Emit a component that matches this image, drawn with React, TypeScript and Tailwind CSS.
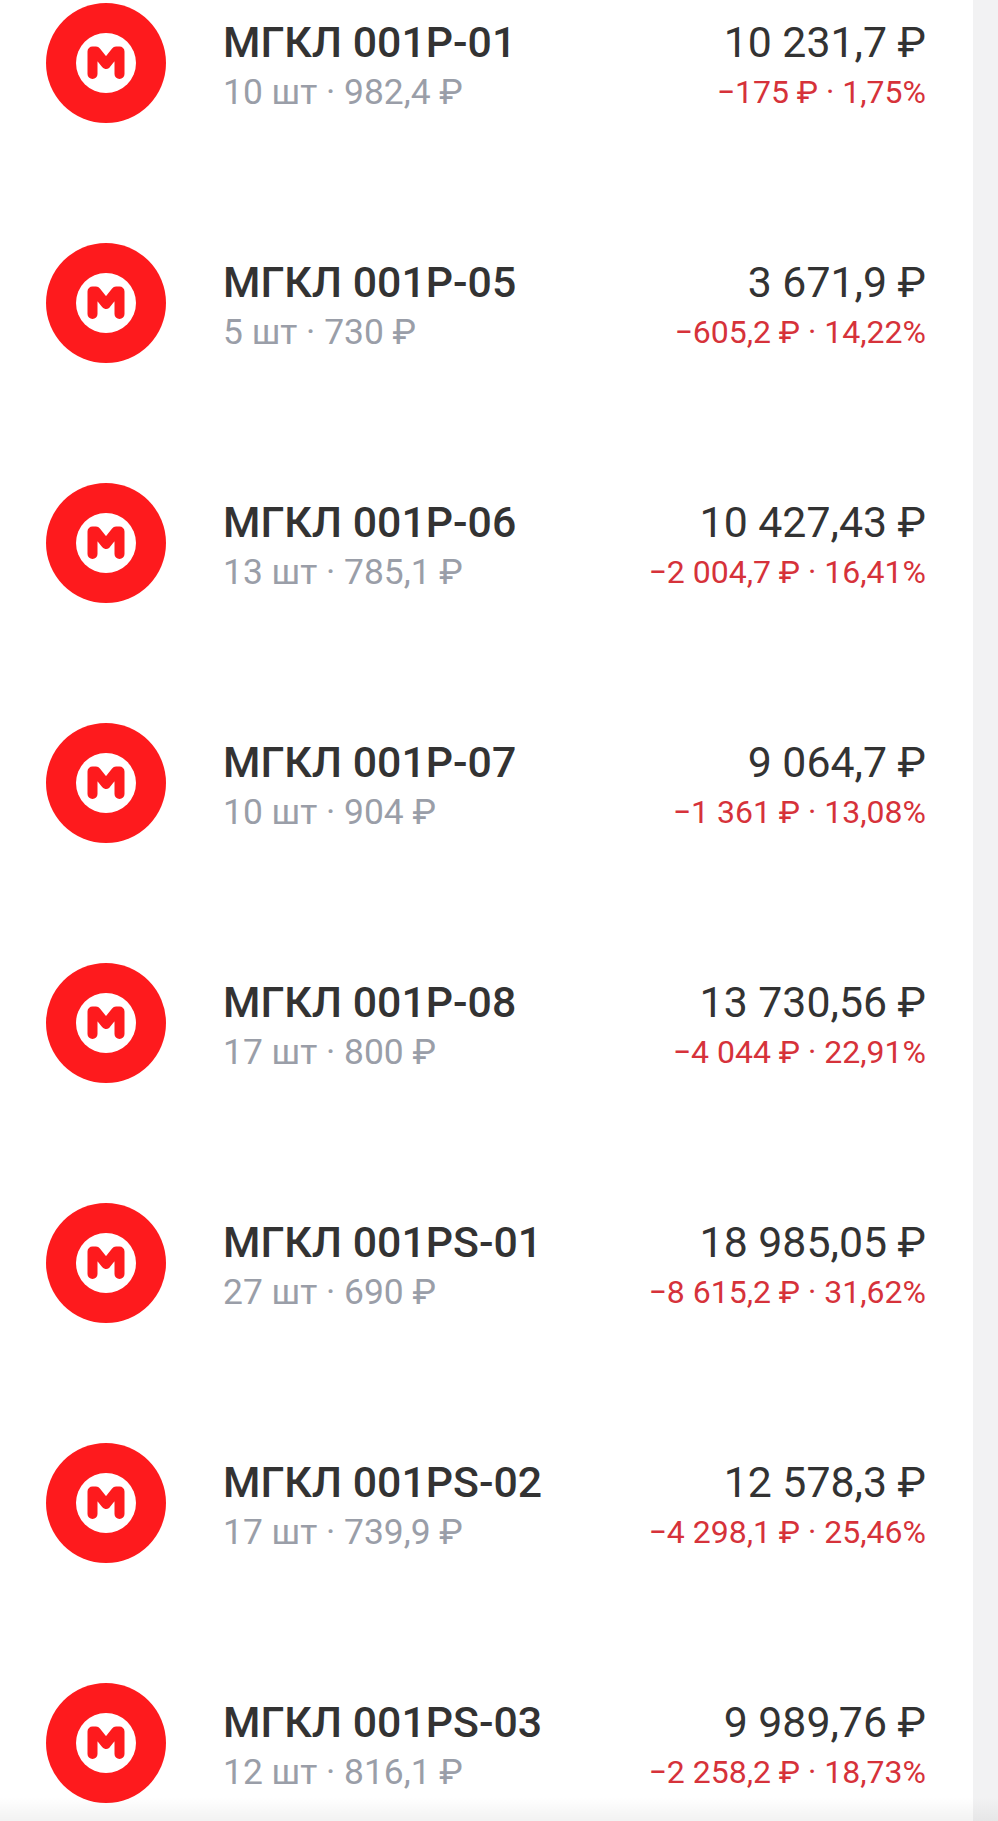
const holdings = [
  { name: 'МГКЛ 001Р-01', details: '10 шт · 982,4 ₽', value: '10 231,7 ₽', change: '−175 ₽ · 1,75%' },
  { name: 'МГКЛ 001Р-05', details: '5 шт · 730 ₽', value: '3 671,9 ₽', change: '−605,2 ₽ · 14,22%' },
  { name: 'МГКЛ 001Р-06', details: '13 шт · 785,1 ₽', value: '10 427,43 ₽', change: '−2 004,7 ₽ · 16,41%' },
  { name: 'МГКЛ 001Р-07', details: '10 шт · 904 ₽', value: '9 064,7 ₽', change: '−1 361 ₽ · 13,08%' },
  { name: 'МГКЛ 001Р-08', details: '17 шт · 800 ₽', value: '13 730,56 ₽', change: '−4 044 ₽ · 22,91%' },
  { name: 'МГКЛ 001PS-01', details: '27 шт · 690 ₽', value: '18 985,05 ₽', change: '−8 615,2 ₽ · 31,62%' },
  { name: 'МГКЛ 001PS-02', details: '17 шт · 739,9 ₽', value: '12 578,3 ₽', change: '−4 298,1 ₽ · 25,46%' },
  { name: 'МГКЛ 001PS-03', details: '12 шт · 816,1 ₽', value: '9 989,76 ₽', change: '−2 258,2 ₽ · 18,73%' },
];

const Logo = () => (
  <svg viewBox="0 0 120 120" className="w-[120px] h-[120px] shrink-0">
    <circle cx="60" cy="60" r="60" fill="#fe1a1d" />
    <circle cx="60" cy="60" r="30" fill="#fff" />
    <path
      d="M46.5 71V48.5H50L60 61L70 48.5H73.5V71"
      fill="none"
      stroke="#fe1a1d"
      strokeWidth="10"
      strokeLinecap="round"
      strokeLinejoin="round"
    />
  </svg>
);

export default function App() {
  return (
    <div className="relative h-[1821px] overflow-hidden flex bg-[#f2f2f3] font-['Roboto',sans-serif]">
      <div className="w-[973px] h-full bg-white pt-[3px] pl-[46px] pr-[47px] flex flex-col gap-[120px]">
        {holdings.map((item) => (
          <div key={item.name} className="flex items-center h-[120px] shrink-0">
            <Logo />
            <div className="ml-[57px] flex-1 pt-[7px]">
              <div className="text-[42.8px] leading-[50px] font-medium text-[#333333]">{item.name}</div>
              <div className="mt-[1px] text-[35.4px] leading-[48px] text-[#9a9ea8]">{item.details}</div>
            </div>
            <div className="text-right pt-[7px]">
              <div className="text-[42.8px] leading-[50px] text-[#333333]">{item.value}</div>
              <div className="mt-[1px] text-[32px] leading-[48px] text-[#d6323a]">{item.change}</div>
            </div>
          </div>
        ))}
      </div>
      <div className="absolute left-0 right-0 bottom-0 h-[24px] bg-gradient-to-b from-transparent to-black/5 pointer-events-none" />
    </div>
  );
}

» **Stated problem**
Write out the listing above again, exactly, but with no pictures in the copy.

» **Complete answer**
Emit a component that matches this image, drawn with React, TypeScript and Tailwind CSS.
const holdings = [
  { name: 'МГКЛ 001Р-01', details: '10 шт · 982,4 ₽', value: '10 231,7 ₽', change: '−175 ₽ · 1,75%' },
  { name: 'МГКЛ 001Р-05', details: '5 шт · 730 ₽', value: '3 671,9 ₽', change: '−605,2 ₽ · 14,22%' },
  { name: 'МГКЛ 001Р-06', details: '13 шт · 785,1 ₽', value: '10 427,43 ₽', change: '−2 004,7 ₽ · 16,41%' },
  { name: 'МГКЛ 001Р-07', details: '10 шт · 904 ₽', value: '9 064,7 ₽', change: '−1 361 ₽ · 13,08%' },
  { name: 'МГКЛ 001Р-08', details: '17 шт · 800 ₽', value: '13 730,56 ₽', change: '−4 044 ₽ · 22,91%' },
  { name: 'МГКЛ 001PS-01', details: '27 шт · 690 ₽', value: '18 985,05 ₽', change: '−8 615,2 ₽ · 31,62%' },
  { name: 'МГКЛ 001PS-02', details: '17 шт · 739,9 ₽', value: '12 578,3 ₽', change: '−4 298,1 ₽ · 25,46%' },
  { name: 'МГКЛ 001PS-03', details: '12 шт · 816,1 ₽', value: '9 989,76 ₽', change: '−2 258,2 ₽ · 18,73%' },
];

const Logo = () => (
  <svg viewBox="0 0 120 120" className="w-[120px] h-[120px] shrink-0">
    <circle cx="60" cy="60" r="60" fill="#fe1a1d" />
    <circle cx="60" cy="60" r="30" fill="#fff" />
    <path
      d="M46.5 71V48.5H50L60 61L70 48.5H73.5V71"
      fill="none"
      stroke="#fe1a1d"
      strokeWidth="10"
      strokeLinecap="round"
      strokeLinejoin="round"
    />
  </svg>
);

export default function App() {
  return (
    <div className="relative h-[1821px] overflow-hidden flex bg-[#f2f2f3] font-['Roboto',sans-serif]">
      <div className="w-[973px] h-full bg-white pt-[3px] pl-[46px] pr-[47px] flex flex-col gap-[120px]">
        {holdings.map((item) => (
          <div key={item.name} className="flex items-center h-[120px] shrink-0">
            <Logo />
            <div className="ml-[57px] flex-1 pt-[7px]">
              <div className="text-[42.8px] leading-[50px] font-medium text-[#333333]">{item.name}</div>
              <div className="mt-[1px] text-[35.4px] leading-[48px] text-[#9a9ea8]">{item.details}</div>
            </div>
            <div className="text-right pt-[7px]">
              <div className="text-[42.8px] leading-[50px] text-[#333333]">{item.value}</div>
              <div className="mt-[1px] text-[32px] leading-[48px] text-[#d6323a]">{item.change}</div>
            </div>
          </div>
        ))}
      </div>
      <div className="absolute left-0 right-0 bottom-0 h-[24px] bg-gradient-to-b from-transparent to-black/5 pointer-events-none" />
    </div>
  );
}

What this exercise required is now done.